MANHATTAN (CN) — Almost a year to the day that Halkbank manager Hakan Atilla completed his 36-month sentence, a U.S. appeals court affirmed the Turkish banker’s convictions for facilitating record-breaking violations of anti-Iran sanctions.
“The evidence at trial established that Atilla agreed with others to evade U.S. economic sanctions against Iran by laundering billions of dollars’ worth of Iranian oil proceeds out of Halkbank,” a three-judge panel of the Second Circuit wrote Monday, calling the evidence of Atilla’s guilt “overwhelming.”
For Atilla, the court’s ruling will make little practical difference. The Turkish banker finished his roughly 2.5-year sentence on July 19, 2019. Atilla returned to a hero’s welcome in Turkey, where the son-in-law of President Recep Tayyip Erdoğan announced a new job for the banker heading Istanbul’s main stock exchange.
The main significance of today’s ruling falls for Atilla’s former employer: Turkey’s state-run Halkbank, which was indicted last year as the hub of a multibillion-dollar money-laundering scheme.
As Halkbank prepares for trial next year, today’s decision stands as a rebuke to the Turkish government’s claim that Atilla was wrongly accused and convicted.
“We conclude that sufficient evidence existed to support the jury’s verdict,” U.S. Circuit Judge Richard Sullivan, a Trump appointee, wrote for the three-judge panel. “The evidence — which included wiretapped conversations, witness testimony (including that of a cooperating witness and high-ranking U.S. government officials personally involved in the events described at trial), and hundreds of documentary exhibits — establishes that Atilla was a knowing participant in the sanctions evasion scheme that involved routing hundreds of millions of dollars through the U.S. financial system.”
U.S. Circuit Judges Peter Hall, who was appointed by George W. Bush, and Rosemary Pooler, a Clinton appointee, joined the decision.
Trump’s former national security adviser John Bolton has accused the president of trying to undermine the case against Halkbank as a favor to Erdoğan, one of the “dictators he liked.”

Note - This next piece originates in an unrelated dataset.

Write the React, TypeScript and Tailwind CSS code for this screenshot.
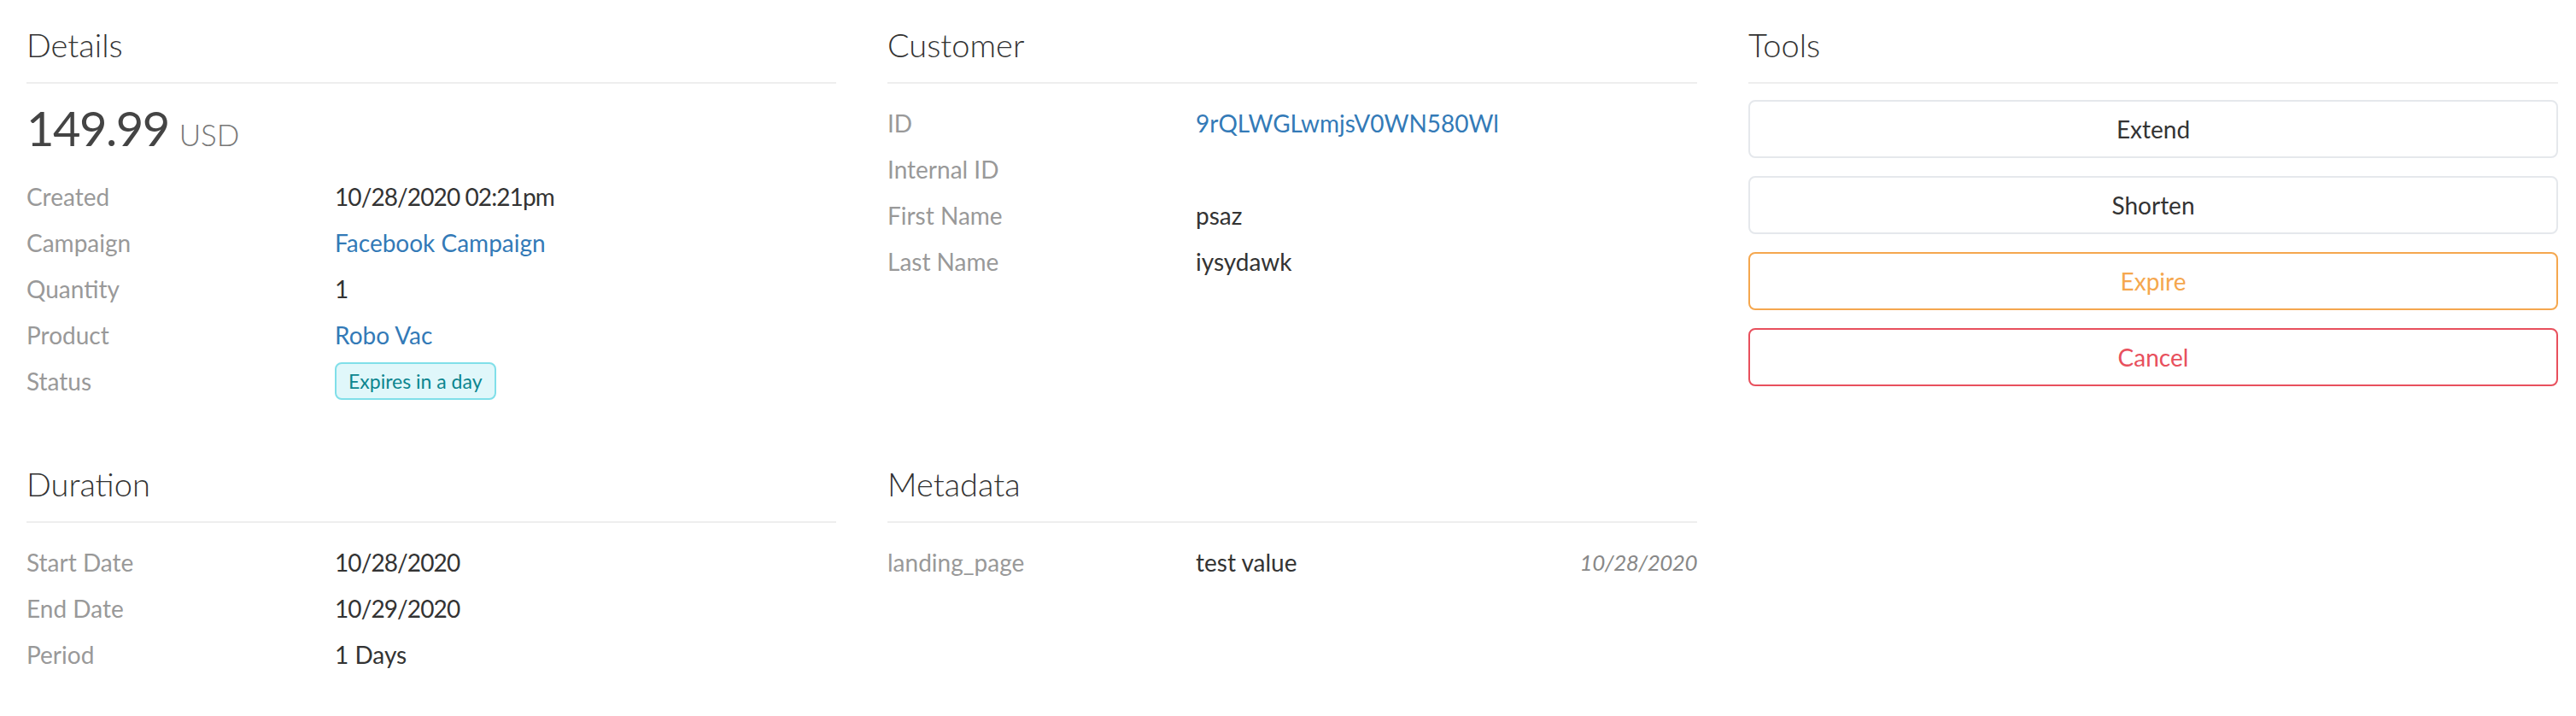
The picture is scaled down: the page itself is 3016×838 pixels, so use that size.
import React from "react";

const font = { fontFamily: "Lato, 'Noto Sans', sans-serif" };

function Heading({ children }: { children: React.ReactNode }) {
  return (
    <div className="text-[38px] leading-[48px] font-light text-[#333] pb-[20px] border-b-2 border-[#eeeeee]">
      {children}
    </div>
  );
}

function Row({ label, children }: { label: string; children: React.ReactNode }) {
  return (
    <div className="flex h-[54px] items-center text-[28px] leading-[54px]">
      <div className="w-[361px] shrink-0 text-[#999999]">{label}</div>
      <div className="flex-1 flex items-center text-[#333333]">{children}</div>
    </div>
  );
}

function Num({ children }: { children: React.ReactNode }) {
  return <span className="tracking-[-0.9px]">{children}</span>;
}

function Link({ children }: { children: React.ReactNode }) {
  return <span className="text-[#337ab7]">{children}</span>;
}

function ToolButton({ children, cls }: { children: React.ReactNode; cls: string }) {
  return (
    <button
      className={
        "w-full h-[68px] rounded-[8px] border-2 bg-white text-[28px] flex items-center justify-center " + cls
      }
    >
      {children}
    </button>
  );
}

export default function App() {
  return (
    <div className="w-[3016px] h-[838px] bg-white pt-[28px] pl-[31px] pr-[21px]" style={font}>
      <div className="grid grid-cols-3 gap-x-[60px] gap-y-[69px]">
        {/* Details */}
        <div>
          <Heading>Details</Heading>
          <div className="mt-[19px]">
            <div className="h-[66px] leading-[66px] mb-[20px] flex items-baseline">
              <span className="text-[56px] text-[#444444] tracking-[-1.5px]">149.99</span>
              <span className="text-[35px] font-light text-[#777777] ml-[12px]">USD</span>
            </div>
            <Row label="Created">
              <Num>10/28/2020 02:21pm</Num>
            </Row>
            <Row label="Campaign">
              <Link>Facebook Campaign</Link>
            </Row>
            <Row label="Quantity">1</Row>
            <Row label="Product">
              <Link>Robo Vac</Link>
            </Row>
            <Row label="Status">
              <span className="inline-flex items-center h-[44px] px-[14px] rounded-[8px] border-2 border-[#80dfe9] bg-[#e0f7fa] text-[#0b858f] text-[23px] leading-none">
                Expires in a day
              </span>
            </Row>
          </div>
        </div>

        {/* Customer */}
        <div>
          <Heading>Customer</Heading>
          <div className="mt-[19px]">
            <Row label="ID">
              <Link>9rQLWGLwmjsV0WN580Wl</Link>
            </Row>
            <Row label="Internal ID">{""}</Row>
            <Row label="First Name">psaz</Row>
            <Row label="Last Name">iysydawk</Row>
          </div>
        </div>

        {/* Tools */}
        <div>
          <Heading>Tools</Heading>
          <div className="mt-[19px] flex flex-col gap-[21px]">
            <ToolButton cls="border-[#e5e8ec] text-[#333333]">Extend</ToolButton>
            <ToolButton cls="border-[#e5e8ec] text-[#333333]">Shorten</ToolButton>
            <ToolButton cls="border-[#f5a74e] text-[#f5a74e]">Expire</ToolButton>
            <ToolButton cls="border-[#e8505d] text-[#e8505d]">Cancel</ToolButton>
          </div>
        </div>

        {/* Duration */}
        <div>
          <Heading>Duration</Heading>
          <div className="mt-[19px]">
            <Row label="Start Date">
              <Num>10/28/2020</Num>
            </Row>
            <Row label="End Date">
              <Num>10/29/2020</Num>
            </Row>
            <Row label="Period">1 Days</Row>
          </div>
        </div>

        {/* Metadata */}
        <div>
          <Heading>Metadata</Heading>
          <div className="mt-[19px]">
            <div className="flex h-[54px] items-center text-[28px] leading-[54px]">
              <div className="w-[361px] shrink-0 text-[#999999]">landing_page</div>
              <div className="flex-1 text-[#333333]">test value</div>
              <div className="text-[26px] italic text-[#888888] tracking-[-0.5px]">10/28/2020</div>
            </div>
          </div>
        </div>

        <div />
      </div>
    </div>
  );
}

The Halkbank case traces its origins to that of gold trader Reza Zarrab, who spearheaded the global money-laundering scheme and implicated Erdoğan in sanctions-busting trades from a New York witness stand in 2017.
Before pleading guilty, Zarrab retained Trump’s lawyer Rudy Giuliani to try to arrange a prisoner swap with Erdoğan that could have scuttled the case. The New York Times reported that Trump met with former Secretary of State Rex Tillerson in the Oval Office in an effort to spring Zarrab from federal prison.
Now, Trump’s own judicial appointee is the lead author of a ruling likely to infuriate Erdoğan, a decision upholding the legitimacy of a case he has long sought to discredit.
In rejecting a standard that one can be criminally liable for conspiring to evade or avoid “secondary sanctions,” the Second Circuit’s ruling contains a smaller finding that could serve as a boon for Halkbank. Secondary sanctions are restrictions on accessing the U.S. financial system imposed on foreigners whom the secretary of the Treasury determines have done business with Iran.
The court found a jury instruction based on that standard “harmless” because Atilla also had been found guilty under a more exacting standard.
U.S. District Judge Richard Berman, who has presided over all of the Halkbank cases, has set a trial date against the Turkish state-run bank for March 2021. He rejected an effort to further delay the case for another year.
Senate Democrats, led by the Finance Committee’s ranking member Ron Wyden, continue to investigate the Trump administration’s interference in the Halkbank saga.